In the Days Before Fridges: Vintage Photographs Show Butcher Shop Fronts In The Victorian Era – Design You Trust — Design Daily Since 2007

In the Days Before Fridges: Vintage Photographs Show Butcher Shop Fronts In The Victorian Era

Although the Victorian times might be remembered for dodgy health and safety and questionable pie fillings, the 19th century saw a huge shift for the local butcher. According to food historian Annie Gray: “Butchers were busier than ever as Britain urbanized rapidly, becoming the first country in the world where more people lived in towns than in the country in 1851.”

h/t: vintag.es

Victorians ate a lot of meat, and you could even say that we might owe the culture of nose-to-tail eating right down to them. Not one single part of the animal was wasted, with the animal divided in terms of cuts and their tenderness.

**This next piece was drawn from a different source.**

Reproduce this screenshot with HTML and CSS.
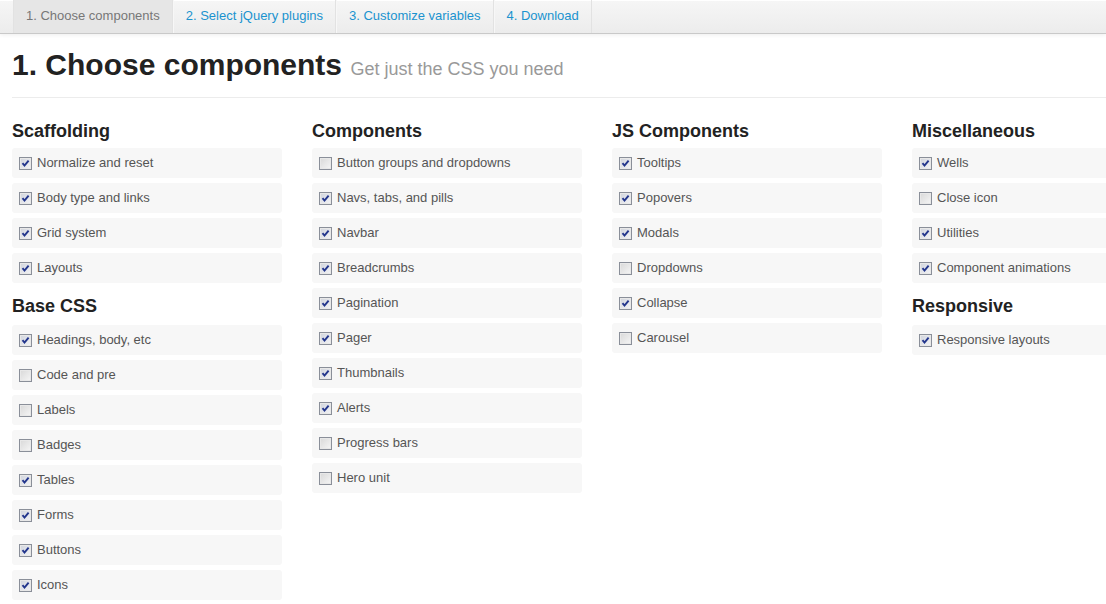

The upper classes bought large feasting joints, the bigger the better, for their three meals per day, each of which were based around meat. Bones were bought to flavor soups, and less meaty and less tender cuts were sold to the poor including salted fat for nutrition. There’s even stories of blood being sold by the pint for drinking – supposedly good for combatting Tuberculosis.

Shopping at the butcher was usually done daily, thanks to the lack of refrigeration. To combat this, salt preservation was huge, and helped to keep pieces of meat fresh for longer during warmer times. Things started to change a little towards the end of the century, when beef was kept in an ‘ice safe’, with ice delivered by the rather ominous sounding ‘ice man’ who delivered huge iceberg-like blocks one his horse drawn cart.

Animals taken to the butcher shop were brought from around an ever-growing London, in more rural areas, and drove through the city to markets where they were slaughtered on spot and sold, and believe us the demand was high.

The Victorian era was characterized by the ‘eat, drink and be merry’ attitude, with the main part of their diet based around meat consumption. Tables were stacked with feasting joints made to look gruesomely lifelike – whole rabbits, whole birds and legs of pork with trotters still attached, and game birds with the heads and legs still on.

Annie notes: ‘Eating meat continued to be a mark of prestige and wealth, especially roast meat, always carried out on a spit in front of an open fire.’